Na sexta-feira (2/6), a especialista em direito e economia Antara Haldar publicou artigo na plataforma Project Syndicate sobre a resistência dos economistas em incluírem aspectos da teoria comportamental – aquela que inclui fatores psicológicos, para além de análises econométricas, na compreensão do funcionamento das instituições – ao arcabouço tradicional. 

A bem da verdade, a teoria comportamental busca agregar à teoria do consumidor (e da firma) aspectos de irracionalidade no processo decisório que expliquem o desvio dos resultados esperados pelo modelo racional clássico. No entanto, na área da macroeconomia, em que o campo das discussões econômicas abarca PIB, inflação, metas fiscais, taxa de juros, comércio internacional etc., a teoria comportamental ainda passa ao largo das discussões e análises.  
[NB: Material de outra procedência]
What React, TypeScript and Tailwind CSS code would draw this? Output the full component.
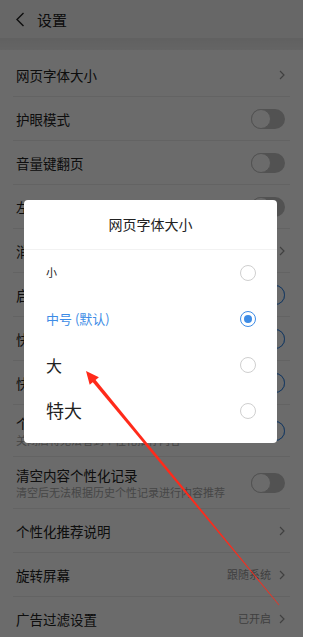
import React from 'react'

type Row = {
  title: string
  sub?: string
  toggle?: boolean
  on?: boolean
  value?: string
  chevron?: boolean
}

const rows: Row[] = [
  { title: '网页字体大小', chevron: true },
  { title: '护眼模式', toggle: true },
  { title: '音量键翻页', toggle: true },
  { title: '左手翻页模式', toggle: true },
  { title: '消息通知设置', chevron: true },
  { title: '启动时恢复上次浏览', toggle: true, on: true },
  { title: '快速翻页', toggle: true, on: true },
  { title: '快捷搜索', toggle: true, on: true },
  { title: '个性化推荐', sub: '关闭后将无法看到个性化推荐内容', toggle: true, on: true },
  { title: '清空内容个性化记录', sub: '清空后无法根据历史个性记录进行内容推荐', toggle: true },
  { title: '个性化推荐说明', chevron: true },
  { title: '旋转屏幕', value: '跟随系统', chevron: true },
  { title: '广告过滤设置', value: '已开启', chevron: true },
]

const options = [
  { label: '小', cls: 'text-[11px] text-[#222]' },
  { label: '中号 (默认)', cls: 'text-[13px] text-[#3d8ce6]', selected: true },
  { label: '大', cls: 'text-[16px] text-[#222]' },
  { label: '特大', cls: 'text-[18px] text-[#222]' },
]

function Chevron() {
  return (
    <svg width="6" height="10" viewBox="0 0 6 10" className="shrink-0">
      <path d="M1 1l4 4-4 4" fill="none" stroke="#9a9a9a" strokeWidth="1.2" />
    </svg>
  )
}

function Toggle({ on }: { on?: boolean }) {
  return (
    <div
      className={`relative w-[34px] h-[20px] rounded-full ${
        on ? 'bg-[#3d8ce6]' : 'bg-[#c4c4c4]'
      }`}
    >
      <div
        className={`absolute top-0 w-[20px] h-[20px] rounded-full bg-white border ${
          on ? 'right-0 border-[#3d8ce6]' : 'left-0 border-[#c4c4c4]'
        }`}
      />
    </div>
  )
}

function Radio({ selected }: { selected?: boolean }) {
  if (selected) {
    return (
      <div className="w-[16px] h-[16px] rounded-full border-[1.5px] border-[#3d8ce6] flex items-center justify-center">
        <div className="w-[8px] h-[8px] rounded-full bg-[#3d8ce6]" />
      </div>
    )
  }
  return <div className="w-[16px] h-[16px] rounded-full border border-[#cfcfcf]" />
}

export default function App() {
  return (
    <div className="relative w-[303px] h-[637px] overflow-hidden bg-white font-['Noto_Sans_CJK_SC',sans-serif]">
      {/* header */}
      <div className="h-[38px] bg-[#f5f5f5] flex items-center pl-[15px]">
        <svg width="10" height="15" viewBox="0 0 10 15">
          <path d="M8.5 1L2 7.5 8.5 14" fill="none" stroke="#222" strokeWidth="1.4" />
        </svg>
        <span className="ml-[12px] text-[15px] text-[#222] leading-none">设置</span>
      </div>
      <div className="h-[12px] bg-gradient-to-b from-[#e6e6e6] to-[#f0f0f0]" />

      {/* list */}
      <div className="pt-[3px]">
        {rows.map((r) => (
          <div
            key={r.title}
            className={`mx-[13px] pl-[3px] pr-[5px] flex items-center justify-between border-b border-[#ececec] ${
              r.sub ? 'h-[52px]' : 'h-[44px]'
            }`}
          >
            <div className="flex flex-col">
              <span className="text-[13.5px] text-[#222] leading-[20px]">{r.title}</span>
              {r.sub && (
                <span className="text-[11px] text-[#a8a8a8] leading-[14px] mb-[2px]">{r.sub}</span>
              )}
            </div>
            <div className="flex items-center gap-[8px]">
              {r.value && <span className="text-[11px] text-[#999]">{r.value}</span>}
              {r.toggle && <Toggle on={r.on} />}
              {r.chevron && <Chevron />}
            </div>
          </div>
        ))}
      </div>

      {/* dim overlay + dialog */}
      <div className="absolute inset-0 bg-black/[0.58] flex items-center justify-center">
        <div className="w-[253px] mt-[5px] -ml-[2px] bg-white rounded-[4px] pb-[9px]">
          <div className="h-[50px] flex items-center justify-center border-b border-[#f2f2f2]">
            <span className="text-[14px] text-[#222]">网页字体大小</span>
          </div>
          {options.map((o) => (
            <div key={o.label} className="h-[46px] flex items-center justify-between pl-[22px] pr-[21px]">
              <span className={o.cls}>{o.label}</span>
              <Radio selected={o.selected} />
            </div>
          ))}
        </div>
      </div>

      {/* red annotation arrow */}
      <svg className="absolute inset-0 pointer-events-none" width="303" height="637" viewBox="0 0 303 637">
        <polygon points="92.2,381.4 95,379.2 279.2,604.8 278.8,605.2" fill="#ff2a1a" />
        <polygon points="86,371 89.7,384.8 98.9,377.2" fill="#ff2a1a" />
      </svg>
    </div>
  )
}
O que a maioria dos formadores de opinião tem reforçado, mesmo que evidências apontem em direção contrária, foi bem sintetizado por Haldar: como dito por Keynes, “antecipar o que a opinião média espera que seja a opinião média” está repleto de erros e incertezas. Haldar, que também inclui em seu currículo extensa colaboração ao Nobel de Economia Joseph Stiglitz, faz coro ao grupo de mais outros três economistas também laureados que reconhecem as exceções ao paradigma neoclássico predominante. 

Ler artigos em plataformas que “ignoram a opinião média”, há muito que me traz misto de esperança e desânimo. Esperança, por um lado, por poder acompanhar avanços científicos das ciências sociais aplicadas, em que pese a interseção cada vez maior de diferentes áreas do conhecimento, em especial o direito, a psicologia e a economia. Desânimo, por outro lado, por ver que o preconceito, o estigma, a luta de forças/poder e a vaidade são capazes de se sobrepor ao objetivo incansável de melhorias no desenvolvimento econômico, social e humano. 

Trocando em miúdos, a superficialidade das opiniões faz com que as decisões convirjam cada vez mais para a média; e, no caso do Brasil, a média é baixa! Nessa baixa média, celebramos o setor agropecuário como o negócio do Brasil. E o marco temporal torna-se a cereja do bolo, para muitos, ou a tempestade perfeita para poucos.  

A palavra é dos instrumentos mais poderosos nas relações interpessoais, seja ela dita, seja escrita. No desafio da escrita, deparo-me com cruzamentos improváveis de acontecimentos, estudos e ideias que, muitas das vezes, ouso juntar para elaborar o mínimo de reflexão. Foi com esse intuito que misturei a ausência da teoria comportamental aos resultados político e econômico mais marcantes da semana passada, no Brasil. Na coluna de hoje, meu otimismo com os avanços sociais e econômicos do País não passa do primeiro parágrafo.